Nitocris, «la bella de las mejillas de rosa» —tal es el significado de su nombre—, recibió un día la noticia de que su fraternal esposo Micerino había sido asesinado por orden de los principales personajes de la corte. Éstos, deseosos de gobernar el país indirectamente, ofrecieron el trono a Nitocris, y ella lo aceptó pensando en su venganza. Hizo edificar una sala subterránea cerca del Nilo y con el pretexto de inaugurarla invitó a un gran banquete a cuantos próceres habían tramado el asesinato de su esposo. Todos acudieron, y los ahogó derrumbando sobre el banquete las aguas de un canal abierto ocultamente.

Añade la leyenda que en los siete años de su reinado hizo construir esta pirámide, dándola su costoso revestimiento de sienita, que tanto admiraron después griegos, romanos y árabes. Cuando hubo terminado la obra, depositó en su cámara central el cadáver de Micerino, y juzgando sin finalidad su existencia, se dio la muerte arrojándose a un subterráneo lleno de cenizas.

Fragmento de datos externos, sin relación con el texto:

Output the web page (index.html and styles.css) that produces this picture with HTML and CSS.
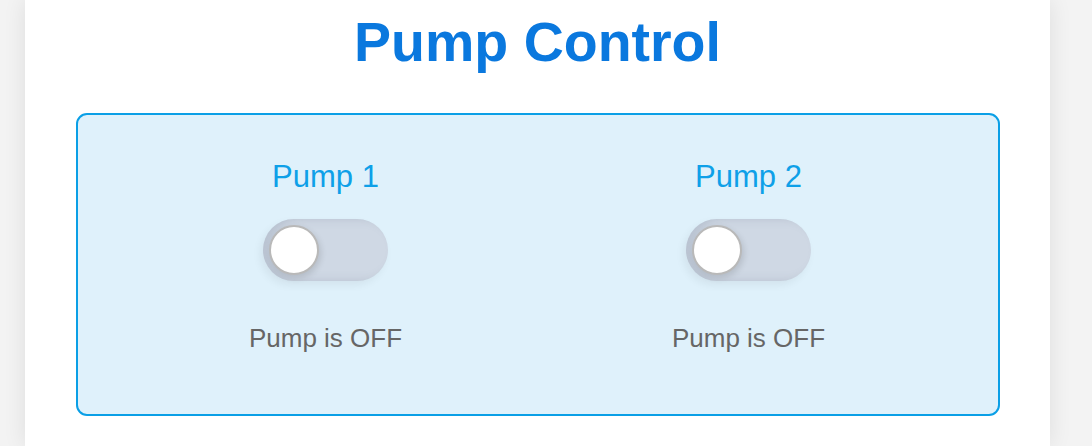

El recuerdo de la faraona Nitocris, indiscutiblemente bella, pues todos los documentos del Egipto de entonces hablan de sus «mejillas de rosa», va tan unido a la tercera pirámide, que durante muchos siglos se la designó con su nombre y no con el de su esposo. Los árabes han creído durante mil años, casi hasta nuestra época, que la hermosa Nitocris habita su pirámide y se aparece algunas veces en lo alto de ella, atrayendo a los hombres con sus cantos y su desnudez. Pero el bello fantasma, después de enloquecerlos de amor, les quita la vida.

La otra leyenda es menos lúgubre. En ella Nitocris se llama Rodopis, nombre de cortesana que le dieron los griegos.

Rodopis era una hermosa joven del pueblo, una especie de almea de la antigua Menfis, y mientras estaba bañándose en el Nilo, un águila arrebató una de sus sandalias. Luego de volar con ella mucho tiempo, la dejó caer en las rodillas del faraón Micerino, ocupado en administrar justicia al aire libre.

Fue tal su asombro ante la pequeñez de dicha sandalia, que dio orden para que buscasen a su dueña por todo Egipto; y cuando trajeron la joven a su presencia la encontró tan interesante como su ligero calzado de papiro, acabando por casarse con ella. El joven Micerino murió al poco tiempo, y la reina mostró su amor y su desesperación levantando la más graciosa de las tres pirámides.

Como se ha dicho muchas veces, la historia es una novela que fue y la novela una historia que pudo ser. Pero en todas partes la novela aparece antes que la historia, dando un ambiente poético a los tiempos en que ésta no ha nacido aún.

Los hombres prefieren instintivamente la novela a la historia, y hacen bien. Es su hermana mayor.